**Aim:** Write out the material again word for word, dropping any images it holds.

**Supplied data:**
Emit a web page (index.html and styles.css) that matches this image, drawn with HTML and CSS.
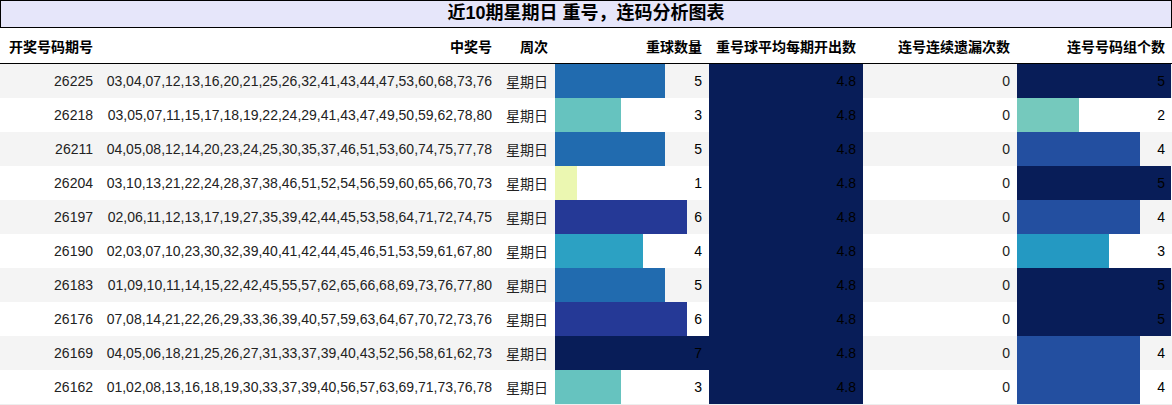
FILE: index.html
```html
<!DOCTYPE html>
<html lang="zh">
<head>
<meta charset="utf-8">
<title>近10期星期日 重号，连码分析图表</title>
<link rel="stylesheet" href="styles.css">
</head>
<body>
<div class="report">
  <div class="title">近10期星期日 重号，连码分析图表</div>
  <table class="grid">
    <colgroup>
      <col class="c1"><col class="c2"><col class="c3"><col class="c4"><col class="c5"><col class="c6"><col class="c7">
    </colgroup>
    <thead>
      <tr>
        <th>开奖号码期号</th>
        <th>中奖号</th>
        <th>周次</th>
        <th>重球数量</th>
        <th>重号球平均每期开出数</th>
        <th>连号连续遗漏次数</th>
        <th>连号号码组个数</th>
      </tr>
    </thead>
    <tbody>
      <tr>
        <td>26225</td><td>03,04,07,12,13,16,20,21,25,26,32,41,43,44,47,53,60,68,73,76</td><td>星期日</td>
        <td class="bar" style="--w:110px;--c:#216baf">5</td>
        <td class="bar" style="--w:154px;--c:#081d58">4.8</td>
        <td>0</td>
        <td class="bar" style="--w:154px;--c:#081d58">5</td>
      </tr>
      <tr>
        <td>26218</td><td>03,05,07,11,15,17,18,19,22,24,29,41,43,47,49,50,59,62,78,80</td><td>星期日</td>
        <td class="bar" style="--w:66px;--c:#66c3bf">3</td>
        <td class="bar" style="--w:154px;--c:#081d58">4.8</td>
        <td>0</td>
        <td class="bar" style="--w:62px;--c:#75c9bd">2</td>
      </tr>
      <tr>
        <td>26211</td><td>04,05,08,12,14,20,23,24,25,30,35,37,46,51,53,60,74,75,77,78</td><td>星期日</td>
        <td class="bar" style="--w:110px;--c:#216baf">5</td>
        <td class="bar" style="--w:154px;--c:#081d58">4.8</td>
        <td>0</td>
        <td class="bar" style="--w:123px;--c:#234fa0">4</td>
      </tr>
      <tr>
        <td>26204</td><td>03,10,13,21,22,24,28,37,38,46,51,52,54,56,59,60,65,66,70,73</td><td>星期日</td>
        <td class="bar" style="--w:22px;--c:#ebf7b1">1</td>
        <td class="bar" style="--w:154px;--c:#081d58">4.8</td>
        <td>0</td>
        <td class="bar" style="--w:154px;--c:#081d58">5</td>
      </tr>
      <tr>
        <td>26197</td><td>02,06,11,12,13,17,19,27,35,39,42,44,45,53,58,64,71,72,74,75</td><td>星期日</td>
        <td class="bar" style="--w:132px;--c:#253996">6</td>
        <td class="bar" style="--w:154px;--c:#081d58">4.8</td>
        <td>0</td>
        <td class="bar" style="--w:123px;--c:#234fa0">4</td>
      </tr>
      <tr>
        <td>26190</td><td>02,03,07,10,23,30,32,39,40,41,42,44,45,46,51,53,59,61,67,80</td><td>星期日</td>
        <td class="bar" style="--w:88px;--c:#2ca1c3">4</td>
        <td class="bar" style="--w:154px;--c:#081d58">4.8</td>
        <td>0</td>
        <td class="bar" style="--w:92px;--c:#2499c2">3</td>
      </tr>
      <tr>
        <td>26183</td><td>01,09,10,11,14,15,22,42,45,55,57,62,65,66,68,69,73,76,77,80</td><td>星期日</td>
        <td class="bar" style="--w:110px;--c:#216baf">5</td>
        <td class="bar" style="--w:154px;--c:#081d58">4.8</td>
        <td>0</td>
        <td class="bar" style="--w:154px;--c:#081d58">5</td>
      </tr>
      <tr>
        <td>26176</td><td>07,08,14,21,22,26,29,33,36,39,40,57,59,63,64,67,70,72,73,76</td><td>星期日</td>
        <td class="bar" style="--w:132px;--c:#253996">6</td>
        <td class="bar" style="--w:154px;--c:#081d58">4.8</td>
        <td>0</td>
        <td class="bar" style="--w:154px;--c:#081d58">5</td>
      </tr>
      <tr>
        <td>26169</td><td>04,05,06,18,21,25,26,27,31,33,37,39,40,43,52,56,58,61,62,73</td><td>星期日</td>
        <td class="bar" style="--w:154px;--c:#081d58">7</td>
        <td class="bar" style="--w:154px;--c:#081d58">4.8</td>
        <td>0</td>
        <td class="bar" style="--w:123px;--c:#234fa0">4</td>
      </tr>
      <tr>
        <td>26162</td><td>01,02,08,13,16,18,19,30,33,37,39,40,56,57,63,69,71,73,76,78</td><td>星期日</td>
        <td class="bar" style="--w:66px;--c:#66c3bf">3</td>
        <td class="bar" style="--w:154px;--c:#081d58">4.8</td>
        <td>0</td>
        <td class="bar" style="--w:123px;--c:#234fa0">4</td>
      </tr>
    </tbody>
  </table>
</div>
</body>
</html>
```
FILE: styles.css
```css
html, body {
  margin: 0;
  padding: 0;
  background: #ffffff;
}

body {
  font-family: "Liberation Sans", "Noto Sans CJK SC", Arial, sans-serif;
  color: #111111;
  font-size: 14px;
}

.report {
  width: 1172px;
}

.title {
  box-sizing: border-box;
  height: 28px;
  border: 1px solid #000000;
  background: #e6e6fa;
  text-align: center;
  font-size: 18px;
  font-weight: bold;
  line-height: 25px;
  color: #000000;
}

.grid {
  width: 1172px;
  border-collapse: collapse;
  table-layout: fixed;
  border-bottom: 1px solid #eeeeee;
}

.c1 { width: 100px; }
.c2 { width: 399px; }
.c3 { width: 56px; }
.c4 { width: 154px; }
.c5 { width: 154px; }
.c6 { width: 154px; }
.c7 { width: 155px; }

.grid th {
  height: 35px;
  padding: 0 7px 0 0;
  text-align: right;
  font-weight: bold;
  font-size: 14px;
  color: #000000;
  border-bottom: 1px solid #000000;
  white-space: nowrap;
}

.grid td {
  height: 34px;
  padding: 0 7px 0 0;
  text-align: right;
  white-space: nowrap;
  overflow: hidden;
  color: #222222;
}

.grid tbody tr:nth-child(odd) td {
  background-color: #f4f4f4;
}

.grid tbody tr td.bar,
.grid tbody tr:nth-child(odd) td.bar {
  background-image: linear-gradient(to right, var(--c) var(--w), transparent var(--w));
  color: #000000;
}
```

**Result:**
Emit a web page (index.html and styles.css) that matches this image, drawn with HTML and CSS.
FILE: index.html
```html
<!DOCTYPE html>
<html lang="zh">
<head>
<meta charset="utf-8">
<title>近10期星期日 重号，连码分析图表</title>
<link rel="stylesheet" href="styles.css">
</head>
<body>
<div class="report">
  <div class="title">近10期星期日 重号，连码分析图表</div>
  <table class="grid">
    <colgroup>
      <col class="c1"><col class="c2"><col class="c3"><col class="c4"><col class="c5"><col class="c6"><col class="c7">
    </colgroup>
    <thead>
      <tr>
        <th>开奖号码期号</th>
        <th>中奖号</th>
        <th>周次</th>
        <th>重球数量</th>
        <th>重号球平均每期开出数</th>
        <th>连号连续遗漏次数</th>
        <th>连号号码组个数</th>
      </tr>
    </thead>
    <tbody>
      <tr>
        <td>26225</td><td>03,04,07,12,13,16,20,21,25,26,32,41,43,44,47,53,60,68,73,76</td><td>星期日</td>
        <td class="bar" style="--w:110px;--c:#216baf">5</td>
        <td class="bar" style="--w:154px;--c:#081d58">4.8</td>
        <td>0</td>
        <td class="bar" style="--w:154px;--c:#081d58">5</td>
      </tr>
      <tr>
        <td>26218</td><td>03,05,07,11,15,17,18,19,22,24,29,41,43,47,49,50,59,62,78,80</td><td>星期日</td>
        <td class="bar" style="--w:66px;--c:#66c3bf">3</td>
        <td class="bar" style="--w:154px;--c:#081d58">4.8</td>
        <td>0</td>
        <td class="bar" style="--w:62px;--c:#75c9bd">2</td>
      </tr>
      <tr>
        <td>26211</td><td>04,05,08,12,14,20,23,24,25,30,35,37,46,51,53,60,74,75,77,78</td><td>星期日</td>
        <td class="bar" style="--w:110px;--c:#216baf">5</td>
        <td class="bar" style="--w:154px;--c:#081d58">4.8</td>
        <td>0</td>
        <td class="bar" style="--w:123px;--c:#234fa0">4</td>
      </tr>
      <tr>
        <td>26204</td><td>03,10,13,21,22,24,28,37,38,46,51,52,54,56,59,60,65,66,70,73</td><td>星期日</td>
        <td class="bar" style="--w:22px;--c:#ebf7b1">1</td>
        <td class="bar" style="--w:154px;--c:#081d58">4.8</td>
        <td>0</td>
        <td class="bar" style="--w:154px;--c:#081d58">5</td>
      </tr>
      <tr>
        <td>26197</td><td>02,06,11,12,13,17,19,27,35,39,42,44,45,53,58,64,71,72,74,75</td><td>星期日</td>
        <td class="bar" style="--w:132px;--c:#253996">6</td>
        <td class="bar" style="--w:154px;--c:#081d58">4.8</td>
        <td>0</td>
        <td class="bar" style="--w:123px;--c:#234fa0">4</td>
      </tr>
      <tr>
        <td>26190</td><td>02,03,07,10,23,30,32,39,40,41,42,44,45,46,51,53,59,61,67,80</td><td>星期日</td>
        <td class="bar" style="--w:88px;--c:#2ca1c3">4</td>
        <td class="bar" style="--w:154px;--c:#081d58">4.8</td>
        <td>0</td>
        <td class="bar" style="--w:92px;--c:#2499c2">3</td>
      </tr>
      <tr>
        <td>26183</td><td>01,09,10,11,14,15,22,42,45,55,57,62,65,66,68,69,73,76,77,80</td><td>星期日</td>
        <td class="bar" style="--w:110px;--c:#216baf">5</td>
        <td class="bar" style="--w:154px;--c:#081d58">4.8</td>
        <td>0</td>
        <td class="bar" style="--w:154px;--c:#081d58">5</td>
      </tr>
      <tr>
        <td>26176</td><td>07,08,14,21,22,26,29,33,36,39,40,57,59,63,64,67,70,72,73,76</td><td>星期日</td>
        <td class="bar" style="--w:132px;--c:#253996">6</td>
        <td class="bar" style="--w:154px;--c:#081d58">4.8</td>
        <td>0</td>
        <td class="bar" style="--w:154px;--c:#081d58">5</td>
      </tr>
      <tr>
        <td>26169</td><td>04,05,06,18,21,25,26,27,31,33,37,39,40,43,52,56,58,61,62,73</td><td>星期日</td>
        <td class="bar" style="--w:154px;--c:#081d58">7</td>
        <td class="bar" style="--w:154px;--c:#081d58">4.8</td>
        <td>0</td>
        <td class="bar" style="--w:123px;--c:#234fa0">4</td>
      </tr>
      <tr>
        <td>26162</td><td>01,02,08,13,16,18,19,30,33,37,39,40,56,57,63,69,71,73,76,78</td><td>星期日</td>
        <td class="bar" style="--w:66px;--c:#66c3bf">3</td>
        <td class="bar" style="--w:154px;--c:#081d58">4.8</td>
        <td>0</td>
        <td class="bar" style="--w:123px;--c:#234fa0">4</td>
      </tr>
    </tbody>
  </table>
</div>
</body>
</html>
```
FILE: styles.css
```css
html, body {
  margin: 0;
  padding: 0;
  background: #ffffff;
}

body {
  font-family: "Liberation Sans", "Noto Sans CJK SC", Arial, sans-serif;
  color: #111111;
  font-size: 14px;
}

.report {
  width: 1172px;
}

.title {
  box-sizing: border-box;
  height: 28px;
  border: 1px solid #000000;
  background: #e6e6fa;
  text-align: center;
  font-size: 18px;
  font-weight: bold;
  line-height: 25px;
  color: #000000;
}

.grid {
  width: 1172px;
  border-collapse: collapse;
  table-layout: fixed;
  border-bottom: 1px solid #eeeeee;
}

.c1 { width: 100px; }
.c2 { width: 399px; }
.c3 { width: 56px; }
.c4 { width: 154px; }
.c5 { width: 154px; }
.c6 { width: 154px; }
.c7 { width: 155px; }

.grid th {
  height: 35px;
  padding: 0 7px 0 0;
  text-align: right;
  font-weight: bold;
  font-size: 14px;
  color: #000000;
  border-bottom: 1px solid #000000;
  white-space: nowrap;
}

.grid td {
  height: 34px;
  padding: 0 7px 0 0;
  text-align: right;
  white-space: nowrap;
  overflow: hidden;
  color: #222222;
}

.grid tbody tr:nth-child(odd) td {
  background-color: #f4f4f4;
}

.grid tbody tr td.bar,
.grid tbody tr:nth-child(odd) td.bar {
  background-image: linear-gradient(to right, var(--c) var(--w), transparent var(--w));
  color: #000000;
}
```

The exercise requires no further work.